------ Information provided ------
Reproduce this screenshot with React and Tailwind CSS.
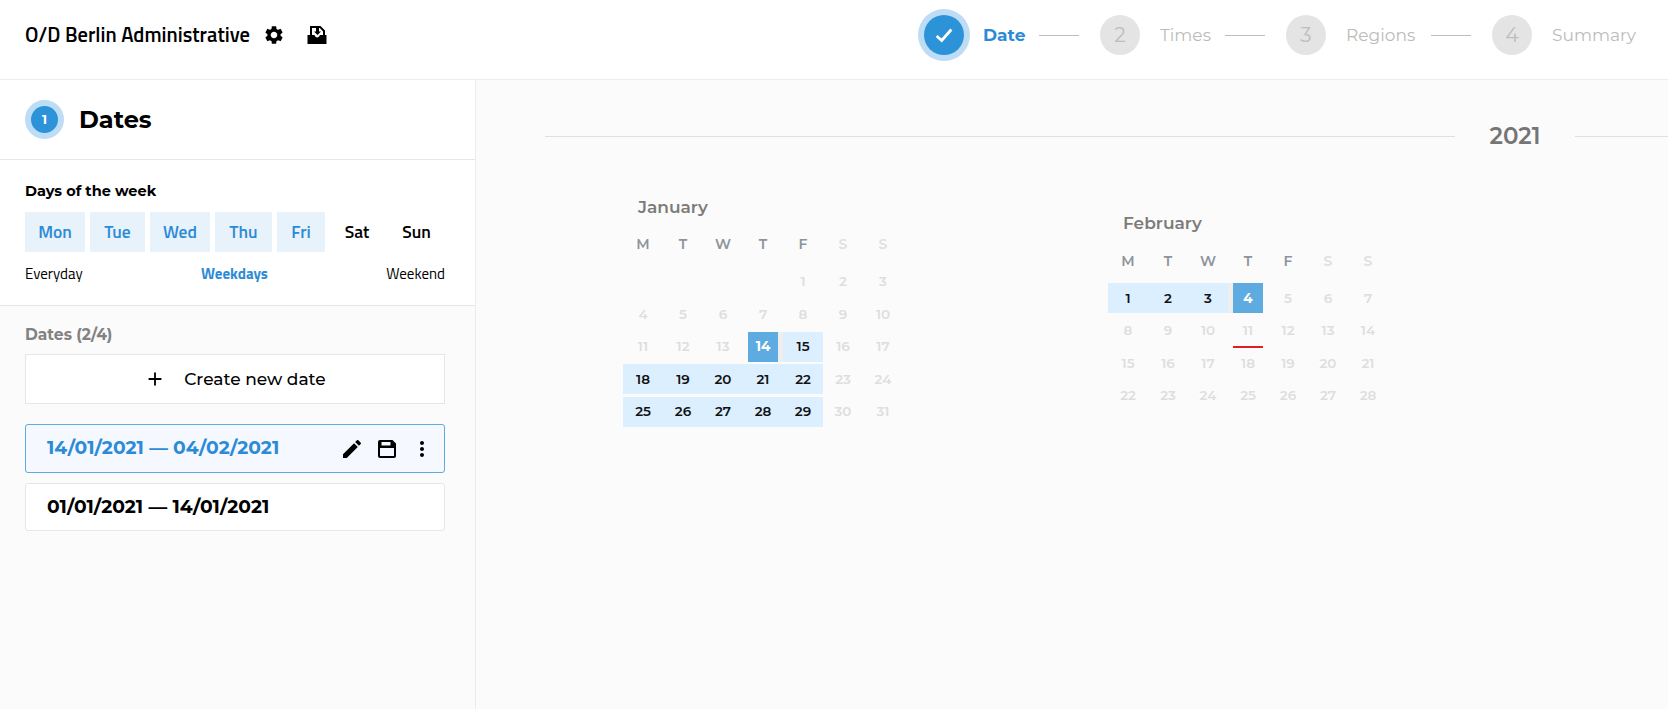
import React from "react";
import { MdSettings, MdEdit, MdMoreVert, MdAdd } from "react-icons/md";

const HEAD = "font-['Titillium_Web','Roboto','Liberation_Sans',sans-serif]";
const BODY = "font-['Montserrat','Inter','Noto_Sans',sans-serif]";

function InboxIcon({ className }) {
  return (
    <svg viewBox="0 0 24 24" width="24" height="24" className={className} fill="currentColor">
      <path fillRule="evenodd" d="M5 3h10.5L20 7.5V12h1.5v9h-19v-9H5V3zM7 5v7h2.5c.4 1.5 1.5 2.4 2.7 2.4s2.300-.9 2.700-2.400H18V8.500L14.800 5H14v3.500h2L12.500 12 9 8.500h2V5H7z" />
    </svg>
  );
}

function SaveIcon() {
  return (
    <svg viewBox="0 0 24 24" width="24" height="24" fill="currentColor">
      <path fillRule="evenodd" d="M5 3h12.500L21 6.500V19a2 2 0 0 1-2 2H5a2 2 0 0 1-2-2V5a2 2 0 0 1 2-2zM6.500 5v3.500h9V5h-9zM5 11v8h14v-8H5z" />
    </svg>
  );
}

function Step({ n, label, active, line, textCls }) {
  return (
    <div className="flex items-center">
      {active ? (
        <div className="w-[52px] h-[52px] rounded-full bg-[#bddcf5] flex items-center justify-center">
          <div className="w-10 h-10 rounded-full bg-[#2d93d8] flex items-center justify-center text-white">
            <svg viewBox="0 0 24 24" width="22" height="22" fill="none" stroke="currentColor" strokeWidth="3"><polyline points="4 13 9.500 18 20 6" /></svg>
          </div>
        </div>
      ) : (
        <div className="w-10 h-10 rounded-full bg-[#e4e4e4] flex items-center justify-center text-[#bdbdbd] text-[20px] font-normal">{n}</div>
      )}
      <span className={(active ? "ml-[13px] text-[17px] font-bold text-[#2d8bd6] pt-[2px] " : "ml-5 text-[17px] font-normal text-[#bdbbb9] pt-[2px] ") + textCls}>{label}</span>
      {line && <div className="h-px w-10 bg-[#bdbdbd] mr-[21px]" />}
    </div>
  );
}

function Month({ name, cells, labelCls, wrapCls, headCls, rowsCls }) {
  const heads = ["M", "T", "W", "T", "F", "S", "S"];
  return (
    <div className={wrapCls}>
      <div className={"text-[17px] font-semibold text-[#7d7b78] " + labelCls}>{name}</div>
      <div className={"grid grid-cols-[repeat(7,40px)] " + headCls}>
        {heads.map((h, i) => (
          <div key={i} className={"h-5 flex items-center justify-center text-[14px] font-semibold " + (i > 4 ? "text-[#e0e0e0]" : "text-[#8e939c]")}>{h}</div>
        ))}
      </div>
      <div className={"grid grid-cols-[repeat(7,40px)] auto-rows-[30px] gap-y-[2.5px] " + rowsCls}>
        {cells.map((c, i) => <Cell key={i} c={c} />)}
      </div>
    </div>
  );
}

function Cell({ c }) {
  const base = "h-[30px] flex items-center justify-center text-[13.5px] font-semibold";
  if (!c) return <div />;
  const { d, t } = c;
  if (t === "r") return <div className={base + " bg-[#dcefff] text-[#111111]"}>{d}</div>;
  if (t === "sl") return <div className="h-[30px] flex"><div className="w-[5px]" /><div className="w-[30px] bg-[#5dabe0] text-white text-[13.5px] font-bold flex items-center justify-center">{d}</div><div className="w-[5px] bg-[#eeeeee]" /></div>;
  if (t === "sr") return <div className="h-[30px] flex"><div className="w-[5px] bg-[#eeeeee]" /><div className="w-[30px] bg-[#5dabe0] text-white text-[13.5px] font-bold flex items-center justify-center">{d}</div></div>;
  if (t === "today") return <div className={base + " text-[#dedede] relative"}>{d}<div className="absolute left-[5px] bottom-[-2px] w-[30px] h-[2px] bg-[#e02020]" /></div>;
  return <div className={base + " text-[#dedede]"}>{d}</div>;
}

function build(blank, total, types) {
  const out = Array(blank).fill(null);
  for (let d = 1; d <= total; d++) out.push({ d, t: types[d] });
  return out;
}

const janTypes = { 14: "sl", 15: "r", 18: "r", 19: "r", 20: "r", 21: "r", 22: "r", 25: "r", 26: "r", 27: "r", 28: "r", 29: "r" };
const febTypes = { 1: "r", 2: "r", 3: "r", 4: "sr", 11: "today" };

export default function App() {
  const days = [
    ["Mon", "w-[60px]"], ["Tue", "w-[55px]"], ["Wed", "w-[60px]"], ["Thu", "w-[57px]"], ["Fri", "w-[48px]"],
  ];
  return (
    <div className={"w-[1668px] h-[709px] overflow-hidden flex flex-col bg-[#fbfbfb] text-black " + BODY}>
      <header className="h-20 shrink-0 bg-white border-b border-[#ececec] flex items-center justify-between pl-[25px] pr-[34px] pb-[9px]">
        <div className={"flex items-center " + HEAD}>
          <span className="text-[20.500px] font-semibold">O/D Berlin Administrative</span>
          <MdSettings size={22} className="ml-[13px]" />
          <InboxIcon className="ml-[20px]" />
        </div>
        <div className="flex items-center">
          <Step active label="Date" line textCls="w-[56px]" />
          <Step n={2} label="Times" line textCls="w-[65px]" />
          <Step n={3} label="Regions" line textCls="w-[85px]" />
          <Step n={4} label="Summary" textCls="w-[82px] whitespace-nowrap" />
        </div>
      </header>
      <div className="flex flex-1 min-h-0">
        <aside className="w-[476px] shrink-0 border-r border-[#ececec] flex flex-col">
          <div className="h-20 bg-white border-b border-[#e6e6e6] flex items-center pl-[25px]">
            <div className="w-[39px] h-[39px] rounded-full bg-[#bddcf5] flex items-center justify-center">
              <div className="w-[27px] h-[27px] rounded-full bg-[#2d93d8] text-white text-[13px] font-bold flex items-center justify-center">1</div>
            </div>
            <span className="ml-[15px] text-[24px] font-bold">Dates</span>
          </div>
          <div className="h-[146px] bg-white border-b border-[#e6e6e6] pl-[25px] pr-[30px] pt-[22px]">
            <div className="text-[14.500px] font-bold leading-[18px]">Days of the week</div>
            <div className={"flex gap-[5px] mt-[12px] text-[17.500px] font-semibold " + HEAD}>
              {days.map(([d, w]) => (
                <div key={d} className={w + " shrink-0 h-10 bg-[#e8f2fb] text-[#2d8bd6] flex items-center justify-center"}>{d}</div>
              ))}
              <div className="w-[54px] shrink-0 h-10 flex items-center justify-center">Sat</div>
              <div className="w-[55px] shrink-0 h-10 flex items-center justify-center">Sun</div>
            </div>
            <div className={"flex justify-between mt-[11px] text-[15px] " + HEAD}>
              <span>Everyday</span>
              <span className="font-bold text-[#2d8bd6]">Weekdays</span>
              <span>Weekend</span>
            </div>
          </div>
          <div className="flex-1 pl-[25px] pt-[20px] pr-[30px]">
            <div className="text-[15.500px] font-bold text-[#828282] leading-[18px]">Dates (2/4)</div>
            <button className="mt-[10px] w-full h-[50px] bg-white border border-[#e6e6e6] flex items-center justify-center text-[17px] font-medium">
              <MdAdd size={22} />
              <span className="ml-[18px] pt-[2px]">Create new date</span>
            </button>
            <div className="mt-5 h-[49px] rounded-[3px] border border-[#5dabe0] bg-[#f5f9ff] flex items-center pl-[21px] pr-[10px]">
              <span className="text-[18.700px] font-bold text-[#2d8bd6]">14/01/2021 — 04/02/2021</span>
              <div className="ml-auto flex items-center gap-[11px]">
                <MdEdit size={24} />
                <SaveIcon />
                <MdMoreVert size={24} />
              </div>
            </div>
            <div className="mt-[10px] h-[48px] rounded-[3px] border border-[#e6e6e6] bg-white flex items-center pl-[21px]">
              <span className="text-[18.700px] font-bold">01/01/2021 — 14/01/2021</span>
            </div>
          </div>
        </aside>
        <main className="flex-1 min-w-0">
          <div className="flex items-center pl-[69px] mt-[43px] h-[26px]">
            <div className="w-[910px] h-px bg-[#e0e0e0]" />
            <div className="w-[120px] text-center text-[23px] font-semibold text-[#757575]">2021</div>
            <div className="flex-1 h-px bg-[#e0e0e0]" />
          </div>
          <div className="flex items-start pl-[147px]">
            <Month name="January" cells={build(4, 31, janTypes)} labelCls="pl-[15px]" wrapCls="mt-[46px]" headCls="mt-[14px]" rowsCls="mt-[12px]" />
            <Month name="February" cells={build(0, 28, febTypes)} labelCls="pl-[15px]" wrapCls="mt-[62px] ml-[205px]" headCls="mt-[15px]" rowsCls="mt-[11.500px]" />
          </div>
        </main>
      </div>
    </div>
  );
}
------
- Required task -
Repeat, word for word and with no pictures, only the lines running from the beginning of the data to the line that contains "MdEdit, MdMoreVert, MdAdd".

- Written answer -
Reproduce this screenshot with React and Tailwind CSS.
import React from "react";
import { MdSettings, MdEdit, MdMoreVert, MdAdd } from "react-icons/md";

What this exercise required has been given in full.